++++ Stored data

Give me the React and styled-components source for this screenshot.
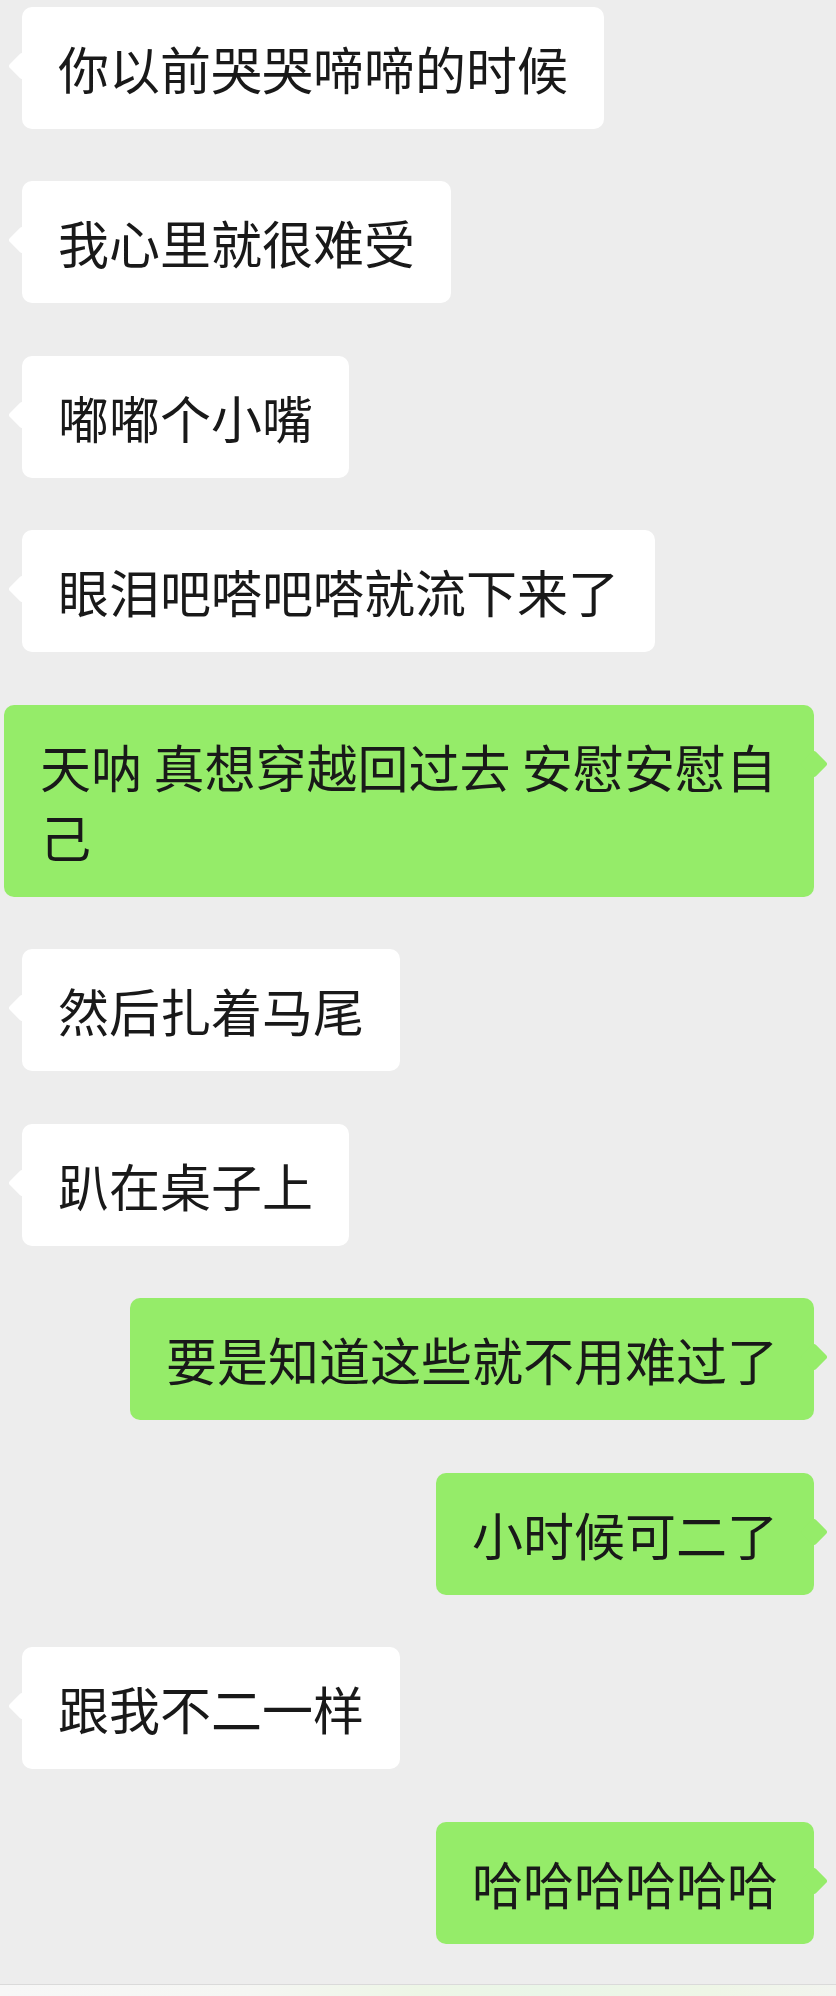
import React from "react";
import styled, { createGlobalStyle, css } from "styled-components";

const GlobalStyle = createGlobalStyle`
  html, body {
    margin: 0;
    padding: 0;
    background: #ededed;
  }
  body {
    font-family: "Noto Sans CJK SC", "Noto Sans", sans-serif;
  }
`;

const Page = styled.div`
  display: flex;
  flex-direction: column;
  min-height: 100vh;
  background: #ededed;
`;

const MessageList = styled.div`
  flex: 1;
  display: flex;
  flex-direction: column;
  gap: 52.5px;
  padding: 6.5px 22px 0;
`;

const Row = styled.div`
  display: flex;
  justify-content: ${(p) => (p.$mine ? "flex-end" : "flex-start")};
  margin-left: ${(p) => (p.$mine ? "-18px" : "0")};
`;

const Bubble = styled.div`
  position: relative;
  max-width: 810px;
  box-sizing: border-box;
  padding: 26px 36px;
  border-radius: 10px;
  font-size: 51px;
  line-height: 70px;
  color: #191919;
  background: ${(p) => (p.$mine ? "#95ec69" : "#ffffff")};

  &::before {
    content: "";
    position: absolute;
    top: 49px;
    width: 20px;
    height: 20px;
    border-radius: 3px;
    background: inherit;
    transform: rotate(45deg);
    ${(p) =>
      p.$mine
        ? css`
            right: -10px;
          `
        : css`
            left: -10px;
          `}
  }
`;

const Footer = styled.div`
  height: 11px;
  border-top: 1px solid #dadada;
  background: linear-gradient(
    90deg,
    #f7f7f7 0%,
    #f5f6f3 30%,
    #edf6e6 50%,
    #eaf6e8 65%,
    #eef6e6 85%,
    #f2f4ef 100%
  );
`;

const messages = [
  { text: "你以前哭哭啼啼的时候" },
  { text: "我心里就很难受" },
  { text: "嘟嘟个小嘴" },
  { text: "眼泪吧嗒吧嗒就流下来了" },
  { text: "天呐 真想穿越回过去 安慰安慰自己", mine: true },
  { text: "然后扎着马尾" },
  { text: "趴在桌子上" },
  { text: "要是知道这些就不用难过了", mine: true },
  { text: "小时候可二了", mine: true },
  { text: "跟我不二一样" },
  { text: "哈哈哈哈哈哈", mine: true },
];

const App = () => {
  return (
    <Page>
      <GlobalStyle />
      <MessageList>
        {messages.map((m, i) => (
          <Row key={i} $mine={m.mine}>
            <Bubble $mine={m.mine}>{m.text}</Bubble>
          </Row>
        ))}
      </MessageList>
      <Footer />
    </Page>
  );
};

export default App;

++++++++

Work to do: Every line above should be returned exactly; the pictures stay out.

Solved problem:
Give me the React and styled-components source for this screenshot.
import React from "react";
import styled, { createGlobalStyle, css } from "styled-components";

const GlobalStyle = createGlobalStyle`
  html, body {
    margin: 0;
    padding: 0;
    background: #ededed;
  }
  body {
    font-family: "Noto Sans CJK SC", "Noto Sans", sans-serif;
  }
`;

const Page = styled.div`
  display: flex;
  flex-direction: column;
  min-height: 100vh;
  background: #ededed;
`;

const MessageList = styled.div`
  flex: 1;
  display: flex;
  flex-direction: column;
  gap: 52.5px;
  padding: 6.5px 22px 0;
`;

const Row = styled.div`
  display: flex;
  justify-content: ${(p) => (p.$mine ? "flex-end" : "flex-start")};
  margin-left: ${(p) => (p.$mine ? "-18px" : "0")};
`;

const Bubble = styled.div`
  position: relative;
  max-width: 810px;
  box-sizing: border-box;
  padding: 26px 36px;
  border-radius: 10px;
  font-size: 51px;
  line-height: 70px;
  color: #191919;
  background: ${(p) => (p.$mine ? "#95ec69" : "#ffffff")};

  &::before {
    content: "";
    position: absolute;
    top: 49px;
    width: 20px;
    height: 20px;
    border-radius: 3px;
    background: inherit;
    transform: rotate(45deg);
    ${(p) =>
      p.$mine
        ? css`
            right: -10px;
          `
        : css`
            left: -10px;
          `}
  }
`;

const Footer = styled.div`
  height: 11px;
  border-top: 1px solid #dadada;
  background: linear-gradient(
    90deg,
    #f7f7f7 0%,
    #f5f6f3 30%,
    #edf6e6 50%,
    #eaf6e8 65%,
    #eef6e6 85%,
    #f2f4ef 100%
  );
`;

const messages = [
  { text: "你以前哭哭啼啼的时候" },
  { text: "我心里就很难受" },
  { text: "嘟嘟个小嘴" },
  { text: "眼泪吧嗒吧嗒就流下来了" },
  { text: "天呐 真想穿越回过去 安慰安慰自己", mine: true },
  { text: "然后扎着马尾" },
  { text: "趴在桌子上" },
  { text: "要是知道这些就不用难过了", mine: true },
  { text: "小时候可二了", mine: true },
  { text: "跟我不二一样" },
  { text: "哈哈哈哈哈哈", mine: true },
];

const App = () => {
  return (
    <Page>
      <GlobalStyle />
      <MessageList>
        {messages.map((m, i) => (
          <Row key={i} $mine={m.mine}>
            <Bubble $mine={m.mine}>{m.text}</Bubble>
          </Row>
        ))}
      </MessageList>
      <Footer />
    </Page>
  );
};

export default App;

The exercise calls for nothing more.